======== Raw data ========
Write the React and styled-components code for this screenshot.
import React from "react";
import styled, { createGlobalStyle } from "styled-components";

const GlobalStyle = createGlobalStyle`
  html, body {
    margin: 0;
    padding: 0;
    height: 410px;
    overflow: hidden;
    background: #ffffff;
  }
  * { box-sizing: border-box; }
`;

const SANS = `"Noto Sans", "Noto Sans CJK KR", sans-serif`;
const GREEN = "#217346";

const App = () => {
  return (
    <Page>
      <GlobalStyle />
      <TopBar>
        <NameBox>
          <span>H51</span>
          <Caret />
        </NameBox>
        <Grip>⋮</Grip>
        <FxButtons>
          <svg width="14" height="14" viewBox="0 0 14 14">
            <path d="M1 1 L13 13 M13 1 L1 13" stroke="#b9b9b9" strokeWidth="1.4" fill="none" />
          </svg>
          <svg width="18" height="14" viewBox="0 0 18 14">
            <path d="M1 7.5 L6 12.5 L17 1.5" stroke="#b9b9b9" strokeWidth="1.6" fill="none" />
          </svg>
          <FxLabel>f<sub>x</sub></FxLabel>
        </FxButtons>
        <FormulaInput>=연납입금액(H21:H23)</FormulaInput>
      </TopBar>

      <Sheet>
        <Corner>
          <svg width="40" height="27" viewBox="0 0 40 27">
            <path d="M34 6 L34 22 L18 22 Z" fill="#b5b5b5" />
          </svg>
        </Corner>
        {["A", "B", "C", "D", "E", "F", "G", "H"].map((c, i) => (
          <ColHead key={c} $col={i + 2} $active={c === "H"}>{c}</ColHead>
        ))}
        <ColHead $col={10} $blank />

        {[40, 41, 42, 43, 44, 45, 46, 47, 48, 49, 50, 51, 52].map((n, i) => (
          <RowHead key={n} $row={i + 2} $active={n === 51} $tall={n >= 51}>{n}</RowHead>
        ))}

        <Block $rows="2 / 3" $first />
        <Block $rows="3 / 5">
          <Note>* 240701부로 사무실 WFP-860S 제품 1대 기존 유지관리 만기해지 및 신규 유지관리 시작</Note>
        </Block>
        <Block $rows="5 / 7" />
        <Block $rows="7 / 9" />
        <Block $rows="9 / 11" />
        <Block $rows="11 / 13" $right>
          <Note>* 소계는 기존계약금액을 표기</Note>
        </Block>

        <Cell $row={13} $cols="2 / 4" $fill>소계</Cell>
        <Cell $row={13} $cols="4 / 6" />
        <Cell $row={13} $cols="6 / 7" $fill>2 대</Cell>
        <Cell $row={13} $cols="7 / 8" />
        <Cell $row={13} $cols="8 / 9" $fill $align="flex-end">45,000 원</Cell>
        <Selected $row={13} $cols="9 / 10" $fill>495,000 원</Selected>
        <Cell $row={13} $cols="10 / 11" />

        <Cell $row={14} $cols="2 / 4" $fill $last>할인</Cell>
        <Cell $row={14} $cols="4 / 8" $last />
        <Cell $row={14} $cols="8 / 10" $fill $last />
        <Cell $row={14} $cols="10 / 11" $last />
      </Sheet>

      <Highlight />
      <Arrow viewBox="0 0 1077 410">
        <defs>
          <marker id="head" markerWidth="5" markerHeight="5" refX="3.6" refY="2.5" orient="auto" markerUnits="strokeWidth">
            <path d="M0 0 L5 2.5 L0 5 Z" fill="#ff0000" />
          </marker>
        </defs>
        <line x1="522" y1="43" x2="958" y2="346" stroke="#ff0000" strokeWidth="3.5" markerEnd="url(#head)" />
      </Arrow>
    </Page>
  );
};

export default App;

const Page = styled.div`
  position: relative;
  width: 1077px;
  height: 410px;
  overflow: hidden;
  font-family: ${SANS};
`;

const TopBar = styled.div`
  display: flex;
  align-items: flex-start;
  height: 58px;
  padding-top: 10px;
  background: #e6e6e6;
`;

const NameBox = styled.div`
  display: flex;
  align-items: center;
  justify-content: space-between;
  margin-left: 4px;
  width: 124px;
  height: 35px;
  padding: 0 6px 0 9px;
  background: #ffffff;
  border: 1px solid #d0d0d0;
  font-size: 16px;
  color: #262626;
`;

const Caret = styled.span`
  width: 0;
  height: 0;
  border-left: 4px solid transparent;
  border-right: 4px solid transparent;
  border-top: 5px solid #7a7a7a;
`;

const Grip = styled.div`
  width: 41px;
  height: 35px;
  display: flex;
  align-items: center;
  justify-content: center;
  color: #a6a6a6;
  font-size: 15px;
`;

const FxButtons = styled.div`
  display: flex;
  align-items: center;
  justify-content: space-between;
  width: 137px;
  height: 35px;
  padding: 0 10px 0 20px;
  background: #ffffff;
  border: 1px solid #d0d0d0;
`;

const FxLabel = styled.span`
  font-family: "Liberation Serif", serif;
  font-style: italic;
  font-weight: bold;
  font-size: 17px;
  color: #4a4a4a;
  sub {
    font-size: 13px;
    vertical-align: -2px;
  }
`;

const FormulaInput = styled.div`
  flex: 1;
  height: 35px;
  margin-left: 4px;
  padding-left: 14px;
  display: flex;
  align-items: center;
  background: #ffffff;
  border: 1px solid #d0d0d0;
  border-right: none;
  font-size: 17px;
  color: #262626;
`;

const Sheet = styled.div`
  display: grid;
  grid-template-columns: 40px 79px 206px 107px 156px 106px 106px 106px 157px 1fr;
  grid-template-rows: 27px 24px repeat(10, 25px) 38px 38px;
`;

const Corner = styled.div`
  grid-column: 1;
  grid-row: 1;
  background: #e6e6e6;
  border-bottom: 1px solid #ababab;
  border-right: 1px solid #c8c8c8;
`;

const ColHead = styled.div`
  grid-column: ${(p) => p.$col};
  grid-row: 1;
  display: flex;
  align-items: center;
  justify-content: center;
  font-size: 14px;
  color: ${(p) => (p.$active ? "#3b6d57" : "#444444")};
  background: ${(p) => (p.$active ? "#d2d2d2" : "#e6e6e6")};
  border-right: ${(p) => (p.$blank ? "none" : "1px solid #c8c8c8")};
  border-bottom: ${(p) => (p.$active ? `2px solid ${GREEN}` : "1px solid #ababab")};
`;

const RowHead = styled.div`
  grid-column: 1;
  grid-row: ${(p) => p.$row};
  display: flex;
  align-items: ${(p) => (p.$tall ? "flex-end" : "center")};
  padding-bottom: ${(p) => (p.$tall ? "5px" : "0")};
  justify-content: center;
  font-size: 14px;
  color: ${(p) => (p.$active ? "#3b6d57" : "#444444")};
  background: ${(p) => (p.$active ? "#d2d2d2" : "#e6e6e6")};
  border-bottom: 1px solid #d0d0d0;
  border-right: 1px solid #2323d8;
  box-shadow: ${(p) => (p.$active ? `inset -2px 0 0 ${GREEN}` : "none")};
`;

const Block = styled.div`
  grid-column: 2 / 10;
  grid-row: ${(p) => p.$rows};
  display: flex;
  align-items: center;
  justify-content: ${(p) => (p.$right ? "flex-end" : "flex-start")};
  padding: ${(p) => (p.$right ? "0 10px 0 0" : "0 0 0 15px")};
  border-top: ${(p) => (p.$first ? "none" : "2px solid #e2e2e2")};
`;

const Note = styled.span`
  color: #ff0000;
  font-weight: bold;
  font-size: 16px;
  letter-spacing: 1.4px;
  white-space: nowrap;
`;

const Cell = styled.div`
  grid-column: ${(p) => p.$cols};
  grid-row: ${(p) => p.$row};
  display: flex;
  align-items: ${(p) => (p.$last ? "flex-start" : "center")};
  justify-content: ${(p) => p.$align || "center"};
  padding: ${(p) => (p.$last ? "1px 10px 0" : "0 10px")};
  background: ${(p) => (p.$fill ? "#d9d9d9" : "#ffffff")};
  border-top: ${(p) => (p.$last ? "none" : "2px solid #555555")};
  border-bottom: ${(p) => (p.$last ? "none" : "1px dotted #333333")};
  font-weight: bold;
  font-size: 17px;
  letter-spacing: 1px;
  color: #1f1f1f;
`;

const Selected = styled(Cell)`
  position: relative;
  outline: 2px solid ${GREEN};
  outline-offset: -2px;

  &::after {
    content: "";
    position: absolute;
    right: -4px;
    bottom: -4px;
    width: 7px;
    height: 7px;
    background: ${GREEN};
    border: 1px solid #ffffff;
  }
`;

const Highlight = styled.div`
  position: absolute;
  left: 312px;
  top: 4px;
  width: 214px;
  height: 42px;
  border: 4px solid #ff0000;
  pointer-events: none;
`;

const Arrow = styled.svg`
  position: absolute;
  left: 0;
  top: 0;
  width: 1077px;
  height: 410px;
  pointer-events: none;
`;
========
Short problem >> Find every line that holds "React" and copy it.

Response for this exercise >>
Write the React and styled-components code for this screenshot.
import React from "react";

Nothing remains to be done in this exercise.